- From: Richard Wheeldon (rwheeldo) <rwheeldo@cisco.com>
- Date: Tue, 11 Mar 2014 17:33:50 +0000
- To: "HTTP Working Group (ietf-http-wg@w3.org)" <ietf-http-wg@w3.org>
Received on Tuesday, 11 March 2014 17:34:19 UTC
I think it's ambiguous. Squid will change the host to match that found in the URI. Our CWS proxy will simply disallow and reject the request. This is not compliant but no-one has ever complained and I don't think I see any legitimate use case for allowing this. It also smells like there could be a vulnerability to exploit in certain circumstances. Don't expect it to work well in practice.
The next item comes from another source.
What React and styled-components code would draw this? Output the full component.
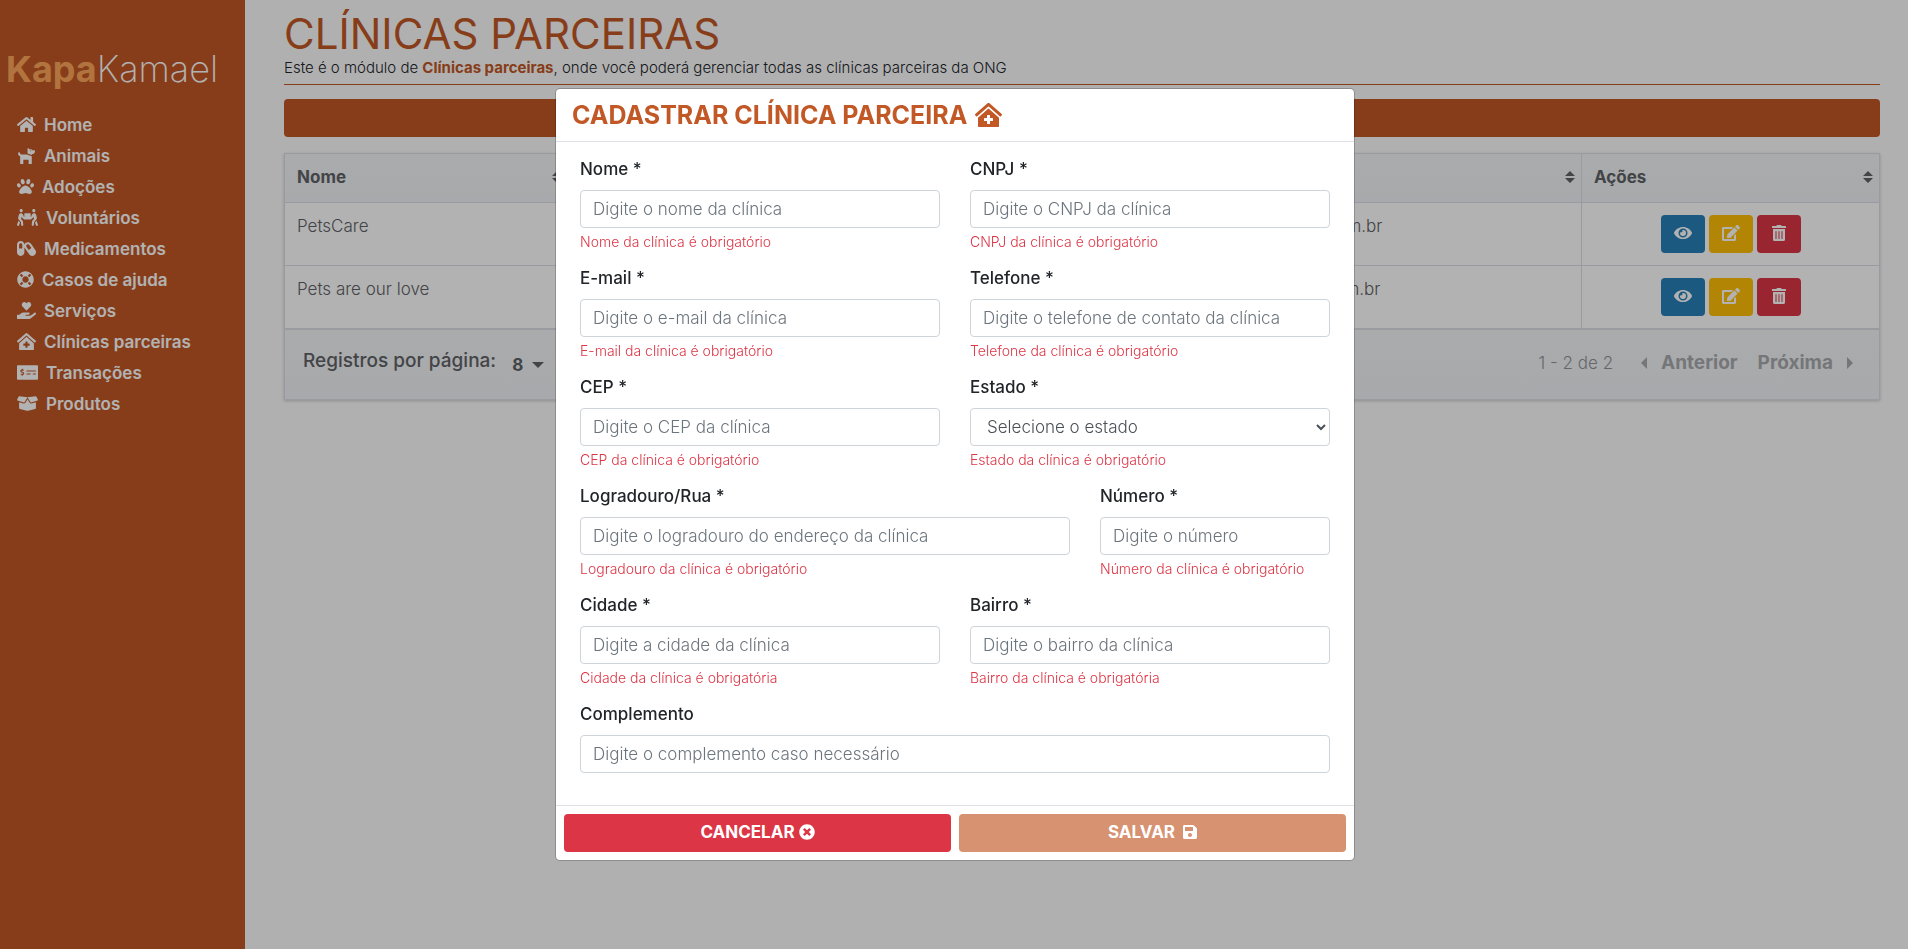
import React from "react";
import styled, { createGlobalStyle } from "styled-components";
import {
  FaHome,
  FaDog,
  FaPaw,
  FaPeopleCarry,
  FaCapsules,
  FaLifeRing,
  FaHandHoldingHeart,
  FaClinicMedical,
  FaMoneyCheckAlt,
  FaBoxOpen,
  FaEye,
  FaEdit,
  FaTrashAlt,
  FaTimesCircle,
  FaSave,
} from "react-icons/fa";

const color = {
  brand: "#c25826",
  brandLight: "#ffa65a",
  danger: "#dc3545",
  info: "#2980b9",
  warning: "#ffc107",
  text: "#212529",
  tableText: "#606266",
  tableMuted: "#909399",
  tableBorder: "#dcdfe6",
  inputBorder: "#ced4da",
};

const GlobalStyle = createGlobalStyle`
  *, *::before, *::after { box-sizing: border-box; }
  body {
    margin: 0;
    background: #fcfcfc;
    color: ${color.text};
    font-family: Inter, "Liberation Sans", sans-serif;
    font-size: 17px;
    font-weight: 300;
    line-height: 22px;
  }
  button, input, select { font: inherit; }
`;

const Page = styled.div`
  display: flex;
  min-height: 100vh;
`;

const Sidebar = styled.aside`
  flex: 0 0 245px;
  padding: 45px 6px 0;
  background: ${color.brand};
  color: #fff;
`;

const Logo = styled.div`
  font-size: 36px;
  line-height: 48px;
  font-weight: 200;

  strong {
    font-weight: 700;
    color: ${color.brandLight};
  }
`;

const Menu = styled.nav`
  display: flex;
  flex-direction: column;
  padding: 16px 11px 0;
`;

const MenuLink = styled.a`
  display: flex;
  align-items: center;
  gap: 8px;
  height: 31px;
  color: #fff;
  font-weight: 600;
  text-decoration: none;

  svg {
    width: ${(p) => p.$iconWidth};
    height: 17px;
  }
`;

const Main = styled.main`
  flex: 1;
  min-width: 0;
  padding: 12px 28px 0 39px;
`;

const PageHeader = styled.header`
  padding-bottom: 4px;
  border-bottom: 1px solid ${color.brand};
`;

const PageTitle = styled.h1`
  margin: 0;
  color: ${color.brand};
  font-size: 42px;
  font-weight: 400;
  line-height: 44px;
`;

const PageText = styled.p`
  margin: 0;
  font-size: 15px;
  line-height: 24px;

  strong {
    color: ${color.brand};
    font-weight: 700;
  }
`;

const NewButton = styled.button`
  display: block;
  width: 100%;
  height: 38px;
  margin: 14px 0 16px;
  border: 0;
  border-radius: 4px;
  background: ${color.brand};
  color: #fff;
  font-weight: 700;
`;

const TableCard = styled.section`
  box-shadow: 0 1px 3px rgba(0, 0, 0, 0.2);
  color: ${color.tableText};
`;

const Table = styled.table`
  width: 100%;
  table-layout: fixed;
  border-collapse: collapse;
  border: 1px solid ${color.tableBorder};
  background: #fff;
`;

const Column = styled.col`
  width: ${(p) => p.$width};
`;

const HeadCell = styled.th`
  height: 49px;
  padding: 0 6px 2px 12px;
  border: 1px solid ${color.tableBorder};
  background: linear-gradient(#f4f5f8, #f1f3f6);
  font-weight: 700;
  text-align: left;
`;

const HeadContent = styled.div`
  display: flex;
  align-items: center;
  justify-content: space-between;
`;

const Cell = styled.td`
  height: 63px;
  padding: 12px;
  border: 1px solid ${color.tableBorder};
  vertical-align: top;
`;

const Actions = styled.div`
  display: flex;
  justify-content: center;
  gap: 4px;
`;

const ActionButton = styled.button`
  display: flex;
  align-items: center;
  justify-content: center;
  width: 44px;
  height: 38px;
  padding: 0 0 2px;
  border: 0;
  border-radius: 4px;
  background: ${(p) => p.$color};
  color: #fff;

  svg {
    width: ${(p) => p.$iconWidth};
    height: 16px;
  }
`;

const TableFooter = styled.footer`
  display: flex;
  align-items: center;
  justify-content: space-between;
  height: 71px;
  padding: 0 26px 4px 18px;
  border: 1px solid ${color.tableBorder};
  background: linear-gradient(#f4f5f8, #f1f3f6);
`;

const PerPage = styled.label`
  display: flex;
  align-items: center;
  gap: 16px;
  padding-bottom: 4px;
  font-size: 19px;
  font-weight: 500;
`;

const PerPageField = styled.span`
  display: flex;
  align-items: center;
  gap: 8px;
  padding-top: 8px;
`;

const PerPageSelect = styled.select`
  appearance: none;
  padding: 0;
  border: 0;
  background: transparent;
  color: inherit;
  font-size: 17px;
  font-weight: 700;
`;

const Pager = styled.div`
  display: flex;
  align-items: center;
  color: ${color.tableMuted};
`;

const PageCount = styled.span`
  margin-right: 28px;
`;

const PagerButton = styled.button`
  display: flex;
  align-items: center;
  gap: 14px;
  padding: 0;
  margin-left: ${(p) => (p.$next ? "20px" : "0")};
  border: 0;
  background: transparent;
  color: ${color.tableText};
  font-size: 19px;
  font-weight: 700;
  opacity: 0.5;
`;

const Overlay = styled.div`
  position: fixed;
  inset: 0;
  display: flex;
  align-items: center;
  justify-content: center;
  padding-left: 2px;
  background: rgba(0, 0, 0, 0.3);
`;

const Dialog = styled.form`
  width: 100%;
  max-width: 800px;
  border: 1px solid rgba(0, 0, 0, 0.2);
  border-radius: 5px;
  background: #fff;
  background-clip: padding-box;
`;

const DialogHeader = styled.header`
  padding: 8px 16px;
  border-bottom: 1px solid #dee2e6;
`;

const DialogTitle = styled.h2`
  display: flex;
  align-items: center;
  gap: 8px;
  margin: 0;
  color: ${color.brand};
  font-size: 25px;
  font-weight: 700;
  line-height: 36px;

  svg {
    width: 27px;
    height: 24px;
  }
`;

const Fields = styled.div`
  display: grid;
  grid-template-columns: repeat(12, 1fr);
  gap: 16px 30px;
  padding: 16px 24px 32px;
`;

const Field = styled.div`
  grid-column: span ${(p) => p.$span};
`;

const Label = styled.label`
  display: block;
  margin-bottom: 10px;
  font-weight: 500;
`;

const Input = styled.input`
  display: block;
  width: 100%;
  height: 38px;
  padding: 6px 12px;
  border: 1px solid ${color.inputBorder};
  border-radius: 4px;
  background: #fff;
  color: #495057;

  &::placeholder {
    color: #6c757d;
    opacity: 1;
  }
`;

const ErrorText = styled.small`
  display: block;
  margin-top: 4px;
  color: ${color.danger};
  font-size: 14px;
  line-height: 19px;
`;

const DialogFooter = styled.footer`
  display: flex;
  gap: 8px;
  padding: 8px;
  border-top: 1px solid #dee2e6;
`;

const FooterButton = styled.button`
  display: flex;
  flex: 1;
  align-items: center;
  justify-content: center;
  gap: ${(p) => p.$gap};
  height: 38px;
  padding: 0 0 2px;
  border: 0;
  border-radius: 4px;
  background: ${(p) => p.$color};
  color: #fff;
  font-weight: 700;
  opacity: ${(p) => (p.disabled ? 0.65 : 1)};

  svg {
    width: ${(p) => p.$iconWidth};
    height: 16px;
  }
`;

const menu = [
  { label: "Home", icon: FaHome, iconWidth: "19px" },
  { label: "Animais", icon: FaDog, iconWidth: "19px" },
  { label: "Adoções", icon: FaPaw, iconWidth: "17px" },
  { label: "Voluntários", icon: FaPeopleCarry, iconWidth: "21px" },
  { label: "Medicamentos", icon: FaCapsules, iconWidth: "19px" },
  { label: "Casos de ajuda", icon: FaLifeRing, iconWidth: "17px" },
  { label: "Serviços", icon: FaHandHoldingHeart, iconWidth: "19px" },
  { label: "Clínicas parceiras", icon: FaClinicMedical, iconWidth: "19px" },
  { label: "Transações", icon: FaMoneyCheckAlt, iconWidth: "21px" },
  { label: "Produtos", icon: FaBoxOpen, iconWidth: "21px" },
];

const columns = [
  { label: "Nome", width: "284px" },
  { label: "CNPJ", width: "auto" },
  { label: "Telefone", width: "auto" },
  { label: "E-mail", width: "416px" },
  { label: "Ações", width: "298px" },
];

const clinics = [
  ["PetsCare", "12.345.678/0001-90", "(11) 4002-8922", "contato@petscare.com.br"],
  ["Pets are our love", "98.765.432/0001-10", "(11) 3003-1234", "contato@petslove.com.br"],
];

const fields = [
  { id: "nome", label: "Nome *", hint: "Digite o nome da clínica", error: "Nome da clínica é obrigatório", span: 6 },
  { id: "cnpj", label: "CNPJ *", hint: "Digite o CNPJ da clínica", error: "CNPJ da clínica é obrigatório", span: 6 },
  { id: "email", label: "E-mail *", hint: "Digite o e-mail da clínica", error: "E-mail da clínica é obrigatório", span: 6 },
  { id: "telefone", label: "Telefone *", hint: "Digite o telefone de contato da clínica", error: "Telefone da clínica é obrigatório", span: 6 },
  { id: "cep", label: "CEP *", hint: "Digite o CEP da clínica", error: "CEP da clínica é obrigatório", span: 6 },
  { id: "estado", label: "Estado *", hint: "Selecione o estado", error: "Estado da clínica é obrigatório", span: 6, select: true },
  { id: "logradouro", label: "Logradouro/Rua *", hint: "Digite o logradouro do endereço da clínica", error: "Logradouro da clínica é obrigatório", span: 8 },
  { id: "numero", label: "Número *", hint: "Digite o número", error: "Número da clínica é obrigatório", span: 4 },
  { id: "cidade", label: "Cidade *", hint: "Digite a cidade da clínica", error: "Cidade da clínica é obrigatória", span: 6 },
  { id: "bairro", label: "Bairro *", hint: "Digite o bairro da clínica", error: "Bairro da clínica é obrigatória", span: 6 },
  { id: "complemento", label: "Complemento", hint: "Digite o complemento caso necessário", span: 12 },
];

const SortIcon = () => (
  <svg width="10" height="12" viewBox="0 0 10 12" fill="currentColor" aria-hidden="true">
    <path d="M5 0 10 5H0zM5 12 0 7h10z" />
  </svg>
);

const CaretDown = () => (
  <svg width="12" height="6" viewBox="0 0 12 6" fill="currentColor" aria-hidden="true">
    <path d="M0 0h12L6 6z" />
  </svg>
);

const CaretSide = ({ right }) => (
  <svg width="6" height="12" viewBox="0 0 6 12" fill="currentColor" aria-hidden="true">
    <path d={right ? "M0 0 6 6 0 12z" : "M6 0 0 6l6 6z"} />
  </svg>
);

function ClinicsTable() {
  return (
    <TableCard>
      <Table>
        <colgroup>
          {columns.map((c) => (
            <Column key={c.label} $width={c.width} />
          ))}
        </colgroup>
        <thead>
          <tr>
            {columns.map((c) => (
              <HeadCell key={c.label} scope="col">
                <HeadContent>
                  {c.label}
                  <SortIcon />
                </HeadContent>
              </HeadCell>
            ))}
          </tr>
        </thead>
        <tbody>
          {clinics.map((row) => (
            <tr key={row[0]}>
              {row.map((value) => (
                <Cell key={value}>{value}</Cell>
              ))}
              <Cell>
                <Actions>
                  <ActionButton type="button" $color={color.info} $iconWidth="18px" aria-label="Visualizar">
                    <FaEye />
                  </ActionButton>
                  <ActionButton type="button" $color={color.warning} $iconWidth="18px" aria-label="Editar">
                    <FaEdit />
                  </ActionButton>
                  <ActionButton type="button" $color={color.danger} $iconWidth="14px" aria-label="Excluir">
                    <FaTrashAlt />
                  </ActionButton>
                </Actions>
              </Cell>
            </tr>
          ))}
        </tbody>
      </Table>
      <TableFooter>
        <PerPage htmlFor="per-page">
          Registros por página:
          <PerPageField>
            <PerPageSelect id="per-page" defaultValue="8">
              <option value="8">8</option>
            </PerPageSelect>
            <CaretDown />
          </PerPageField>
        </PerPage>
        <Pager>
          <PageCount>1 - 2 de 2</PageCount>
          <PagerButton type="button">
            <CaretSide />
            Anterior
          </PagerButton>
          <PagerButton type="button" $next>
            Próxima
            <CaretSide right />
          </PagerButton>
        </Pager>
      </TableFooter>
    </TableCard>
  );
}

function ClinicDialog() {
  return (
    <Overlay>
      <Dialog role="dialog" aria-modal="true" aria-labelledby="dialog-title">
        <DialogHeader>
          <DialogTitle id="dialog-title">
            CADASTRAR CLÍNICA PARCEIRA
            <FaClinicMedical />
          </DialogTitle>
        </DialogHeader>
        <Fields>
          {fields.map((f) => (
            <Field key={f.id} $span={f.span}>
              <Label htmlFor={f.id}>{f.label}</Label>
              {f.select ? (
                <Input as="select" id={f.id} defaultValue="">
                  <option value="">{f.hint}</option>
                </Input>
              ) : (
                <Input id={f.id} type="text" placeholder={f.hint} />
              )}
              {f.error && <ErrorText>{f.error}</ErrorText>}
            </Field>
          ))}
        </Fields>
        <DialogFooter>
          <FooterButton type="button" $color={color.danger} $gap="4px" $iconWidth="16px">
            CANCELAR
            <FaTimesCircle />
          </FooterButton>
          <FooterButton type="submit" $color={color.brand} $gap="8px" $iconWidth="14px" disabled>
            SALVAR
            <FaSave />
          </FooterButton>
        </DialogFooter>
      </Dialog>
    </Overlay>
  );
}

export default function App() {
  return (
    <>
      <GlobalStyle />
      <Page>
        <Sidebar>
          <Logo>
            <strong>Kapa</strong>Kamael
          </Logo>
          <Menu>
            {menu.map(({ label, icon: Icon, iconWidth }) => (
              <MenuLink key={label} href="#" $iconWidth={iconWidth}>
                <Icon />
                {label}
              </MenuLink>
            ))}
          </Menu>
        </Sidebar>
        <Main>
          <PageHeader>
            <PageTitle>CLÍNICAS PARCEIRAS</PageTitle>
            <PageText>
              Este é o módulo de <strong>Clínicas parceiras</strong>, onde você poderá gerenciar todas as
              clínicas parceiras da ONG
            </PageText>
          </PageHeader>
          <NewButton type="button">CADASTRAR CLÍNICA</NewButton>
          <ClinicsTable />
        </Main>
      </Page>
      <ClinicDialog />
    </>
  );
}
Regards, Richard From: Daniel Sommermann [mailto:dcsommer@fb.com] Sent: 11 March 2014 16:35 To: HTTP Working Group Subject: HTTP/1.1 proxy behavior when Host differs from absoluteURI What is the correct behavior for a (forward) proxy that receives a request with an absoluteURI that differs from the Host header? 5.1.2 suggests that the Host header should be ignored ("Note that the proxy MAY forward the request on to another proxy or directly to the server specified by the absoluteURI"). 5.2 seems to suggest the same, but this section is scoped to the behavior of the origin server, not for a proxy. If the Host header should be ignored for forwarding by the proxy, should the Host header be stripped or forwarded to the next hop?